[START COLLECTED MATERIAL]
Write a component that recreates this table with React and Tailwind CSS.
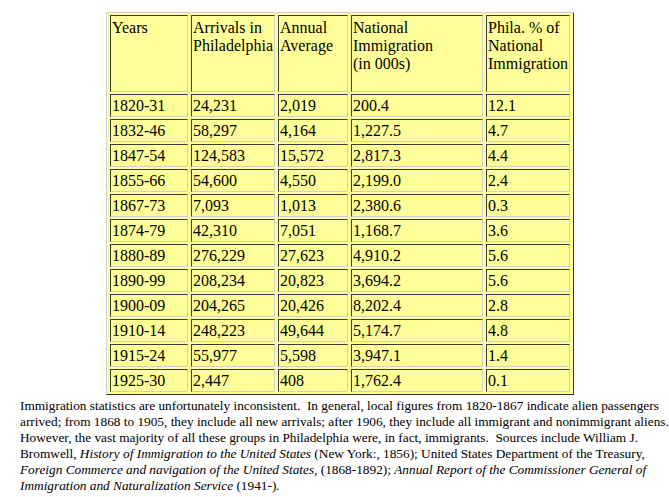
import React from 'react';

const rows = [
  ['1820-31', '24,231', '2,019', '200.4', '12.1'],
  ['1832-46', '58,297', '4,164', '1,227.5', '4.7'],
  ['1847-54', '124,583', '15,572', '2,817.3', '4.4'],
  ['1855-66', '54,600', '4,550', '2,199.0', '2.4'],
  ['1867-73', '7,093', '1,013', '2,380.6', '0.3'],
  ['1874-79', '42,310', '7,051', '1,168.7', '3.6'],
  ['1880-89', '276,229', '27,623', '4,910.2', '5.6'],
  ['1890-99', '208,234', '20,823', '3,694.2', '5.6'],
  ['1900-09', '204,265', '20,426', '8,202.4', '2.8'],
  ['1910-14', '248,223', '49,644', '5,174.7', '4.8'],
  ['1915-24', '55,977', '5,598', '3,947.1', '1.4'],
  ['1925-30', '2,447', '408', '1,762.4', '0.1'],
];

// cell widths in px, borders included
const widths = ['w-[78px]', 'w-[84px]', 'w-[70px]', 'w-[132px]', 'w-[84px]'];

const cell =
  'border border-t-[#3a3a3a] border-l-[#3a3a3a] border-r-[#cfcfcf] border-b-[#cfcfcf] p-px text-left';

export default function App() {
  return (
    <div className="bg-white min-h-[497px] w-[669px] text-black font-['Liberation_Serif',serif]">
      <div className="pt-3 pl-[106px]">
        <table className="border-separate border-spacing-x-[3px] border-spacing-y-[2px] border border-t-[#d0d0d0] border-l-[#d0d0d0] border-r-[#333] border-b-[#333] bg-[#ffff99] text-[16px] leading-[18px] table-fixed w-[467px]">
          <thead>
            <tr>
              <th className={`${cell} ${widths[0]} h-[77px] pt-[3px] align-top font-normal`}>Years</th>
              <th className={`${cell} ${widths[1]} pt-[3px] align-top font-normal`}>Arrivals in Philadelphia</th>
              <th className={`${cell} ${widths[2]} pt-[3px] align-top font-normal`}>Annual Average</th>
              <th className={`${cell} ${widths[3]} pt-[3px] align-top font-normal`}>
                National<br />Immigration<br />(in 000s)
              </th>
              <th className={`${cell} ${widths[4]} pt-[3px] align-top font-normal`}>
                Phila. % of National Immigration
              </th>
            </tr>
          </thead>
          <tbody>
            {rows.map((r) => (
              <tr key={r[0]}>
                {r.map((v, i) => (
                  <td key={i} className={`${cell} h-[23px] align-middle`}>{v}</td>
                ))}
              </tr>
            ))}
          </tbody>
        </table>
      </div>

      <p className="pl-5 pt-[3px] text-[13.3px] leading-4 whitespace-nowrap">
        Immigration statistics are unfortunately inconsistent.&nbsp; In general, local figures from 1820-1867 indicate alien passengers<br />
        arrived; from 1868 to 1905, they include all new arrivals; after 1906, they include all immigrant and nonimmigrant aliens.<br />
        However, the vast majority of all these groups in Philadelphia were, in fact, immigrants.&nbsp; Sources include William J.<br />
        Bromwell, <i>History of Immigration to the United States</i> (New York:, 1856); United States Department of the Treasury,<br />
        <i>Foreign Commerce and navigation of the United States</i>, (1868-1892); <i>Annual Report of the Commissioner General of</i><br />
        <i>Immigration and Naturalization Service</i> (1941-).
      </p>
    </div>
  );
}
[END COLLECTED MATERIAL]
CHALLENGE: Which lines hold the string "table"? Copy all of them from the data above.

COMPLETED EXERCISE:
Write a component that recreates this table with React and Tailwind CSS.
        <table className="border-separate border-spacing-x-[3px] border-spacing-y-[2px] border border-t-[#d0d0d0] border-l-[#d0d0d0] border-r-[#333] border-b-[#333] bg-[#ffff99] text-[16px] leading-[18px] table-fixed w-[467px]">
        </table>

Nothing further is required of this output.